Seehofer’in bugünkü açıklamaları göreve geldiği Mart ayından oldukça farklı. İçişleri Bakanı olarak Alman Müslümanlarının çeşitliliğini, “Alman ve Müslüman kimliklerini güçlendirmeyi ve vatanları Almanya ile özleşleşmelerini destekleyecek.” Hedef, “Almanya’da, Almanya’dan ve Almanya için bir İslam.”
Diğer ülkelerde İslam
Bütün tatışmalara rağmen Almanya, İslam Konferansı ve Müslümanları entegrasyon çabaları bağlamında birçok başka ülkeye nazaran oldukça alışılmadık bir yerde. Sadece, 100 yıllık resmi bir İslam Yasası olan Avusturya bazı alanlarda daha önde gidiyor. Avusturya’da imamlar cami cemaatleri tarafından finanse edilmek zorunda.
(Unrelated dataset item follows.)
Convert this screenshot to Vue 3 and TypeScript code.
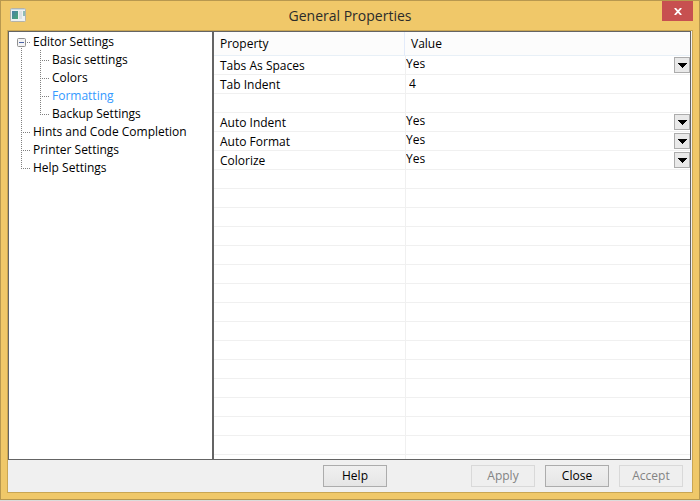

DW’ye açıklama yapan İçişleri Bakanlığında bir sözcü, Avusturya, Hollanda, İngiltere, Fransa gibi birçok başka ülkede devlet ve resmi kurumlar ile Müslümanlar ya da onların temsilcileri ya da dernekler arasında görüşmelerin yapıldığını belirtti. Fransa ve İspanya’da ise Müslümanlar daha ziyade kendi aralarında organize oluyor.